Il personaggio aveva come caratteristica fisica incontrovertibile seni straripanti, che la grafica dell’epoca rendeva grottescamente attraverso poligoni piramidali. Secondo un meme che circola su internet, tale grafica potrebbe essere alla base dell’enigmatico, estremista design della nuova automobile di Tesla, il Cybertruckko.
tesla cybertruck is just ps1 lara croft boobs pic.twitter.com/W6BXuGzMRq
— scene celebrity (@whackkat) May 12, 2021
Di recente è emerso che esistono società di consulenza che portano le case produttrici di videogiochi a inserire elementi politicamente corretti nelle loro storie: più personaggi non-bianchi, gay, trans, più lotta agli stereotipi maschili – un vasto programma nel mondo dell’intrattenimento giovanile.
In un recente videogioco sono arrivati a dipingere una criminale parafemminista uccidere Batman.

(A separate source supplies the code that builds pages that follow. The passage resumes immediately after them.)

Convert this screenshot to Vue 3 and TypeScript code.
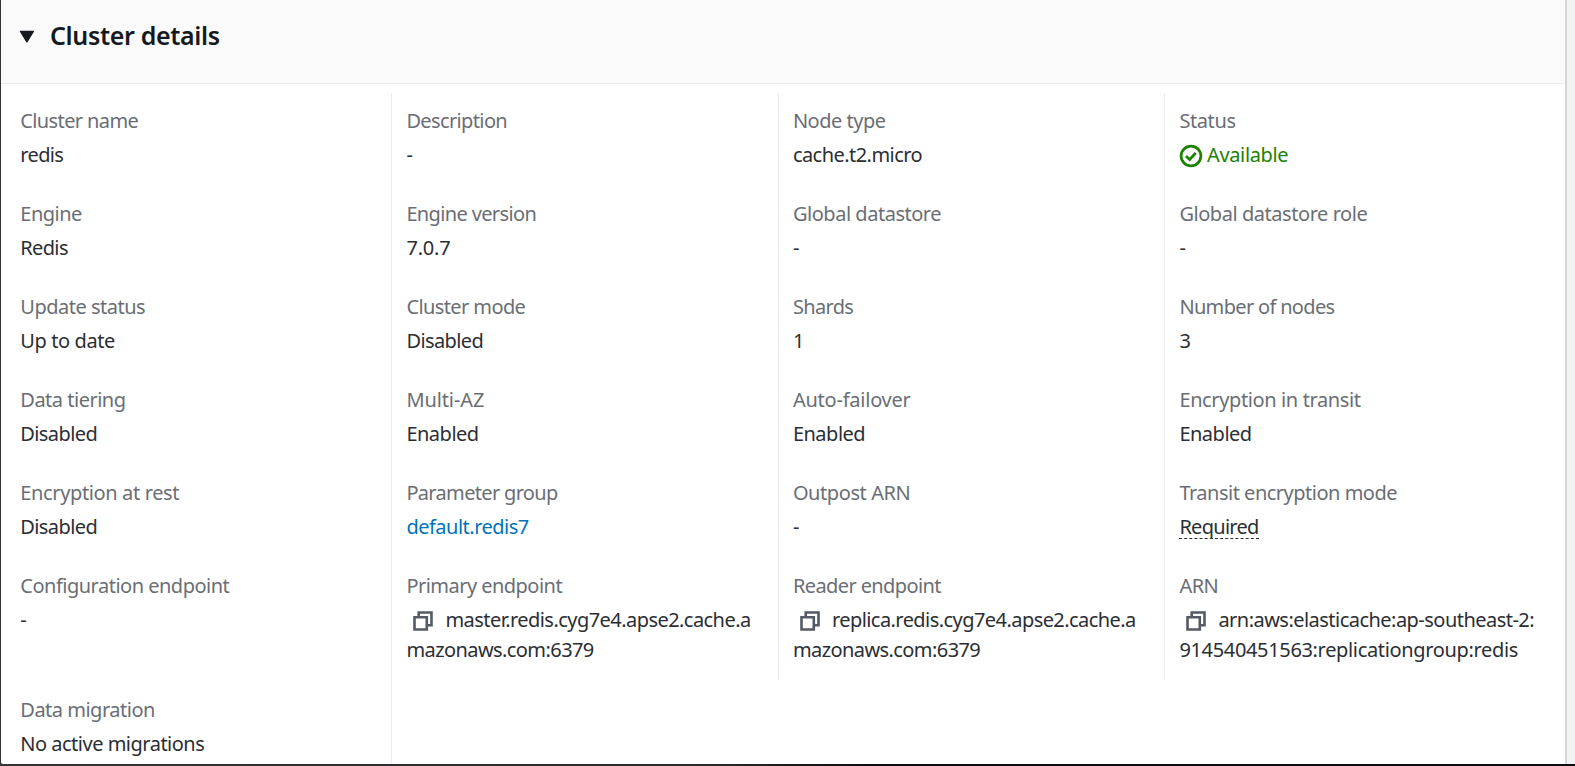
<script setup lang="ts">
interface Field {
  label: string
  lines: string[]
  kind?: 'status' | 'link' | 'hint' | 'copy'
  tall?: boolean
}

const columns: Field[][] = [
  [
    { label: 'Cluster name', lines: ['redis'] },
    { label: 'Engine', lines: ['Redis'] },
    { label: 'Update status', lines: ['Up to date'] },
    { label: 'Data tiering', lines: ['Disabled'] },
    { label: 'Encryption at rest', lines: ['Disabled'] },
    { label: 'Configuration endpoint', lines: ['-'], tall: true },
    { label: 'Data migration', lines: ['No active migrations'] },
  ],
  [
    { label: 'Description', lines: ['-'] },
    { label: 'Engine version', lines: ['7.0.7'] },
    { label: 'Cluster mode', lines: ['Disabled'] },
    { label: 'Multi-AZ', lines: ['Enabled'] },
    { label: 'Parameter group', lines: ['default.redis7'], kind: 'link' },
    { label: 'Primary endpoint', lines: ['master.redis.cyg7e4.apse2.cache.a', 'mazonaws.com:6379'], kind: 'copy' },
  ],
  [
    { label: 'Node type', lines: ['cache.t2.micro'] },
    { label: 'Global datastore', lines: ['-'] },
    { label: 'Shards', lines: ['1'] },
    { label: 'Auto-failover', lines: ['Enabled'] },
    { label: 'Outpost ARN', lines: ['-'] },
    { label: 'Reader endpoint', lines: ['replica.redis.cyg7e4.apse2.cache.a', 'mazonaws.com:6379'], kind: 'copy' },
  ],
  [
    { label: 'Status', lines: ['Available'], kind: 'status' },
    { label: 'Global datastore role', lines: ['-'] },
    { label: 'Number of nodes', lines: ['3'] },
    { label: 'Encryption in transit', lines: ['Enabled'] },
    { label: 'Transit encryption mode', lines: ['Required'], kind: 'hint' },
    { label: 'ARN', lines: ['arn:aws:elasticache:ap-southeast-2:', '914540451563:replicationgroup:redis'], kind: 'copy' },
  ],
]

// Letter spacing in px for texts that differ from the default tracking.
const tracking: Record<string, number> = {
  'Cluster name': -0.62,
  redis: -0.65,
  Redis: -0.65,
  'Up to date': -0.4,
  'Data tiering': -0.5,
  Disabled: -0.6,
  'Encryption at rest': -0.37,
  Description: -0.63,
  'Engine version': -0.64,
  '7.0.7': -0.2,
  'Cluster mode': -0.6,
  'Multi-AZ': -0.1,
  'Parameter group': -0.67,
  'Primary endpoint': -0.53,
  'master.redis.cyg7e4.apse2.cache.a': -0.55,
  'mazonaws.com:6379': -0.58,
  'Node type': -0.48,
  'cache.t2.micro': -0.55,
  'Global datastore': -0.47,
  Shards: -0.65,
  'Auto-failover': -0.23,
  'Outpost ARN': -0.42,
  'Reader endpoint': -0.6,
  'replica.redis.cyg7e4.apse2.cache.a': -0.56,
  Status: -0.4,
  Available: -0.36,
  'Global datastore role': -0.45,
  'Number of nodes': -0.67,
  'Encryption in transit': -0.38,
  Required: -0.72,
  'arn:aws:elasticache:ap-southeast-2:': -0.53,
  '914540451563:replicationgroup:redis': -0.34,
}

const spacing = (text: string) => ({ letterSpacing: `${tracking[text] ?? -0.5}px` })
</script>

<template>
  <main class="page">
    <section class="panel">
      <header class="head">
        <svg class="caret" width="15" height="13" viewBox="0 0 15 13"><path d="M1.500 1.400h12.800L7.900 11.800z" fill="#16191f" stroke="#16191f" stroke-width="1.400" stroke-linejoin="round" /></svg>
        <h2>Cluster details</h2>
      </header>
      <div class="columns">
        <div v-for="(col, c) in columns" :key="c" class="column">
          <div v-for="f in col" :key="f.label" class="field" :class="{ tall: f.tall }">
            <div class="label"><span :style="spacing(f.label)">{{ f.label }}</span></div>
            <div v-for="(line, i) in f.lines" :key="i" class="value" :class="f.kind">
              <svg v-if="f.kind === 'status'" class="check" width="24" height="24" viewBox="0 0 24 24" fill="none" stroke="#1d8102" stroke-width="2.700"><circle cx="12" cy="12" r="9.900" /><path d="M7 12l3.600 3.500 6.200-6.500" /></svg>
              <svg v-if="f.kind === 'copy' && i === 0" class="copy-icon" width="20" height="20" viewBox="0 0 20 20" fill="none" stroke="#545b64" stroke-width="2.600"><path d="M5.700 6V1.500h12.800v12.800H14" /><path d="M1.500 6.200h12.300v12.300H1.500z" /></svg>
              <span class="text" :style="spacing(line)">{{ line }}</span>
            </div>
          </div>
        </div>
      </div>
    </section>
  </main>
</template>

<style>
body { background: #222224; overflow: hidden; }
</style>

<style scoped>
.page {
  box-sizing: border-box;
  width: 1575px;
  height: 766px;
  padding: 0 0 2px 1px;
  background: linear-gradient(90deg, #353537, #2a2a2c 45%, #0e0e10 55%);
  font-family: "Noto Sans", "Open Sans", sans-serif;
  font-size: 20px;
  color: #2b2e33;
}
.panel {
  box-sizing: border-box;
  height: 764px;
  background: #fff;
  border-right: 8px solid #f2f2f3;
  border-bottom-left-radius: 2px;
  box-shadow: inset -2px 0 0 #d5d6d7;
  overflow: hidden;
}
.head {
  box-sizing: border-box;
  display: flex;
  align-items: center;
  height: 84px;
  margin-right: 2px;
  padding: 0 0 13px 18px;
  background: #fafafa;
  border-bottom: 1px solid #eaeded;
}
.caret { margin: 3px 16px 0 0; }
h2 { margin: 0; font-size: 25px; line-height: 36px; font-weight: 600; letter-spacing: -0.35px; color: #16191f; }
.columns {
  display: grid;
  grid-template-columns: 390px 386.500px 386.500px 1fr;
  align-items: start;
  padding-top: 9px;
}
.column {
  box-sizing: border-box;
  height: 587px;
  padding: 13.400px 0 0 14.400px;
  border-left: 1px solid #eaeded;
}
.column:first-child { padding-left: 19.300px; border-left: 0; }
.column:nth-child(2) { height: 671px; }
.field { margin-bottom: 29px; }
.tall { margin-bottom: 59.800px; }
.label { height: 34px; line-height: 30px; color: #6a6e74; white-space: nowrap; }
.value { display: flex; height: 30px; line-height: 30px; white-space: nowrap; }
.check { margin: 4px 4px 0 -0.400px; flex: none; }
.copy-icon { margin: 6px 12px 0 7px; flex: none; }
.status { color: #1d8102; }
.link { color: #0073bb; }
.hint .text { height: 26px; border-bottom: 1px dashed #2b2e33; }
</style>
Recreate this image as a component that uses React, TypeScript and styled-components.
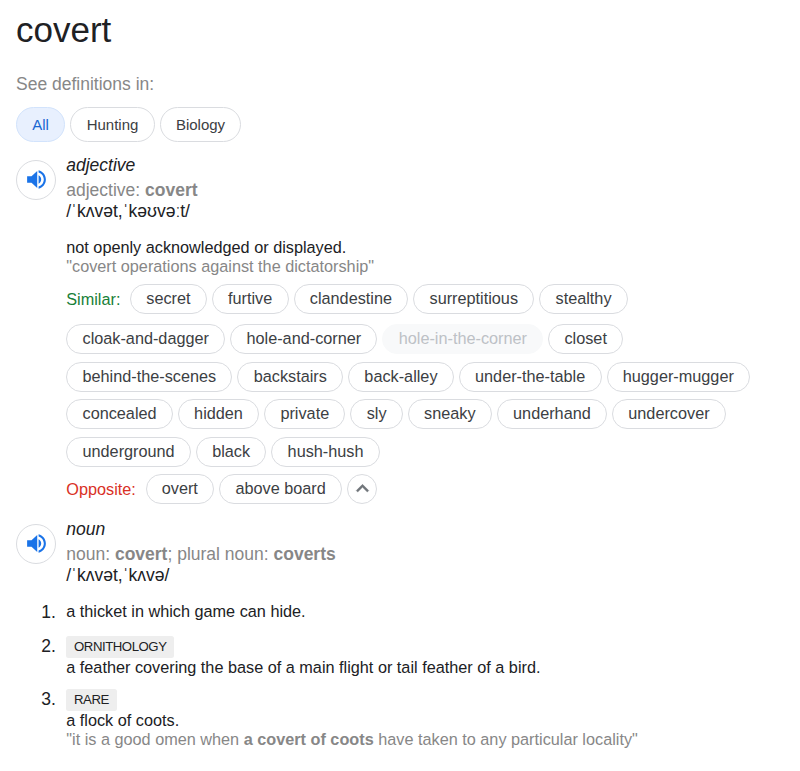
import React from 'react';
import styled, { createGlobalStyle } from 'styled-components';

const GlobalStyle = createGlobalStyle`
  body {
    margin: 0;
    background: #fff;
    color: #202124;
    font-family: "Liberation Sans", Arial, sans-serif;
  }
`;

const Page = styled.main`
  box-sizing: border-box;
  width: 800px;
  height: 771px;
  padding: 10px 16px 0;
  overflow: hidden;
`;

const Title = styled.h1`
  margin: 0;
  font-size: 35px;
  line-height: 40px;
  font-weight: 400;
`;

const FilterLabel = styled.div`
  margin-top: 23px;
  font-size: 17.5px;
  line-height: 22px;
  color: #878787;
`;

const Filters = styled.div`
  display: flex;
  gap: 5px;
  margin-top: 12px;
`;

const Filter = styled.button<{ $width: number; $active?: boolean }>`
  box-sizing: border-box;
  width: ${(p) => p.$width}px;
  height: 35px;
  padding: 0;
  border: 1px solid ${(p) => (p.$active ? '#d2e3fc' : '#dadce0')};
  border-radius: 18px;
  background: ${(p) => (p.$active ? '#e8f0fe' : '#fff')};
  color: ${(p) => (p.$active ? '#1967d2' : '#3c4043')};
  font: 15px/33px "Liberation Sans", Arial, sans-serif;
`;

const Entry = styled.section<{ $top: number }>`
  display: grid;
  grid-template-columns: 40px 1fr;
  column-gap: 10.25px;
  align-items: start;
  margin-top: ${(p) => p.$top}px;
`;

const Speaker = styled.button`
  display: flex;
  align-items: center;
  justify-content: center;
  box-sizing: border-box;
  width: 40px;
  height: 40px;
  margin-top: 6px;
  padding: 0 0 2px;
  border: 1px solid #dadce0;
  border-radius: 50%;
  background: #fff;
`;

const PartOfSpeech = styled.div`
  font-size: 17.5px;
  line-height: 22px;
  font-style: italic;
`;

const Forms = styled.div`
  margin-top: 3px;
  font-size: 17.5px;
  line-height: 22px;
  color: #878787;
`;

const Phonetic = styled.div`
  font-size: 17.5px;
  line-height: 20px;
`;

const Sense = styled.div`
  font-size: 16.25px;
  line-height: 19px;
`;

const FirstSense = styled(Sense)`
  margin-top: 17px;
`;

const Example = styled.div`
  font-size: 16.25px;
  line-height: 19px;
  color: #878787;
`;

const Thesaurus = styled.div`
  display: flex;
  flex-direction: column;
  gap: 7.5px;
  margin-top: 8px;
`;

const ChipRow = styled.div<{ $after?: number }>`
  display: flex;
  align-items: center;
  gap: 5px;
  height: 30px;
  margin-bottom: ${(p) => p.$after ?? 0}px;
`;

const RowLabel = styled.span<{ $tone: string; $width: number }>`
  width: ${(p) => p.$width}px;
  padding-top: 1px;
  font-size: 16.25px;
  color: ${(p) => p.$tone};
`;

const Chip = styled.button<{ $muted?: boolean }>`
  box-sizing: border-box;
  height: 30px;
  padding: 0 15.25px 1.6px;
  border: 1px solid ${(p) => (p.$muted ? '#f8f9fa' : '#dadce0')};
  border-radius: 15px;
  background: ${(p) => (p.$muted ? '#f8f9fa' : '#fff')};
  color: ${(p) => (p.$muted ? '#bdc1c6' : '#3c4043')};
  font: 16.25px/26px "Liberation Sans", Arial, sans-serif;
  white-space: nowrap;
`;

const CollapseButton = styled.button`
  display: flex;
  align-items: center;
  justify-content: center;
  box-sizing: border-box;
  width: 30px;
  height: 30px;
  padding: 0 0 1px;
  border: 1px solid #dadce0;
  border-radius: 50%;
  background: #fff;
`;

const Senses = styled.ol`
  margin: 17px 0 0 -25px;
  padding: 0;
  list-style: none;
`;

const SenseItem = styled.li<{ $after: number }>`
  display: grid;
  grid-template-columns: 25px 1fr;
  align-items: start;
  margin-bottom: ${(p) => p.$after}px;
`;

const Num = styled.span`
  font-size: 17.5px;
  line-height: 20px;
`;

const Tag = styled.span`
  display: block;
  width: max-content;
  height: 22px;
  padding: 0 7.75px;
  border-radius: 2.5px;
  background: #eee;
  font-size: 13.2px;
  letter-spacing: -0.45px;
  line-height: 21px;
`;

function SpeakerButton() {
  return (
    <Speaker aria-label="Listen">
      <svg width="25" height="25" viewBox="0 0 24 24" fill="#1a73e8">
        <path d="M3 8.8v6.4h4.2l5.5 5V3.8l-5.5 5H3zm13.5 3.2c0-1.77-1.02-3.29-2.5-4.03v8.05c1.48-.73 2.5-2.25 2.5-4.02zM14 3.23v2.06c2.89.86 5 3.54 5 6.71s-2.11 5.85-5 6.71v2.06c4.01-.91 7-4.49 7-8.77s-2.99-7.86-7-8.77z" />
      </svg>
    </Speaker>
  );
}

const similarRows = [
  ['cloak-and-dagger', 'hole-and-corner', 'hole-in-the-corner', 'closet'],
  ['behind-the-scenes', 'backstairs', 'back-alley', 'under-the-table', 'hugger-mugger'],
  ['concealed', 'hidden', 'private', 'sly', 'sneaky', 'underhand', 'undercover'],
  ['underground', 'black', 'hush-hush'],
];

export default function App() {
  return (
    <>
      <GlobalStyle />
      <Page>
        <Title>covert</Title>
        <FilterLabel>See definitions in:</FilterLabel>
        <Filters>
          <Filter $width={49} $active>All</Filter>
          <Filter $width={85}>Hunting</Filter>
          <Filter $width={81}>Biology</Filter>
        </Filters>

        <Entry $top={12}>
          <SpeakerButton />
          <div>
            <PartOfSpeech>adjective</PartOfSpeech>
            <Forms>adjective: <b>covert</b></Forms>
            <Phonetic>/ˈkʌvət,ˈkəʊvəːt/</Phonetic>
            <FirstSense>not openly acknowledged or displayed.</FirstSense>
            <Example>"covert operations against the dictatorship"</Example>
            <Thesaurus>
              <ChipRow $after={2.5}>
                <RowLabel $tone="#188038" $width={58.75}>Similar:</RowLabel>
                {['secret', 'furtive', 'clandestine', 'surreptitious', 'stealthy'].map((w) => (
                  <Chip key={w}>{w}</Chip>
                ))}
              </ChipRow>
              {similarRows.map((row) => (
                <ChipRow key={row[0]}>
                  {row.map((w) => (
                    <Chip key={w} $muted={w === 'hole-in-the-corner'}>{w}</Chip>
                  ))}
                </ChipRow>
              ))}
              <ChipRow>
                <RowLabel $tone="#d93025" $width={74.25}>Opposite:</RowLabel>
                <Chip>overt</Chip>
                <Chip>above board</Chip>
                <CollapseButton aria-label="Show less">
                  <svg width="25" height="25" viewBox="0 0 24 24" fill="#70757a" stroke="#70757a" strokeWidth="0.4">
                    <path d="M12 8l-6 6 1.41 1.41L12 10.83l4.59 4.58L18 14z" />
                  </svg>
                </CollapseButton>
              </ChipRow>
            </Thesaurus>
          </div>
        </Entry>

        <Entry $top={14}>
          <SpeakerButton />
          <div>
            <PartOfSpeech>noun</PartOfSpeech>
            <Forms>noun: <b>covert</b>; plural noun: <b>coverts</b></Forms>
            <Phonetic>/ˈkʌvət,ˈkʌvə/</Phonetic>
            <Senses>
              <SenseItem $after={14}>
                <Num>1.</Num>
                <Sense>a thicket in which game can hide.</Sense>
              </SenseItem>
              <SenseItem $after={12}>
                <Num>2.</Num>
                <div>
                  <Tag>ORNITHOLOGY</Tag>
                  <Sense>a feather covering the base of a main flight or tail feather of a bird.</Sense>
                </div>
              </SenseItem>
              <SenseItem $after={0}>
                <Num>3.</Num>
                <div>
                  <Tag>RARE</Tag>
                  <Sense>a flock of coots.</Sense>
                  <Example>"it is a good omen when <b>a covert of coots</b> have taken to any particular locality"</Example>
                </div>
              </SenseItem>
            </Senses>
          </div>
        </Entry>
      </Page>
    </>
  );
}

L’incredibile sviluppo, lesivo non solo delle passioni dei fan ma propriamente del valore dell’IP (la proprietà intellettuale; i personaggi di film, fumetti e videogiochi questo sono, in termini legali ed economici) è stato letto come una dichiarazione di guerra del sentire comune, con l’esecuzione del Batmanno come chiaro emblema del patriarcato e della concezione del crimine come qualcosa da punire.
Sorveglia e punire: non l’agenda portata avanti negli USA dai procuratori distrettuali eletti con finanziamenti di George Soros, nelle cui città, oramai zombificate, ora governa il caos sanguinario e il disordine più tossico.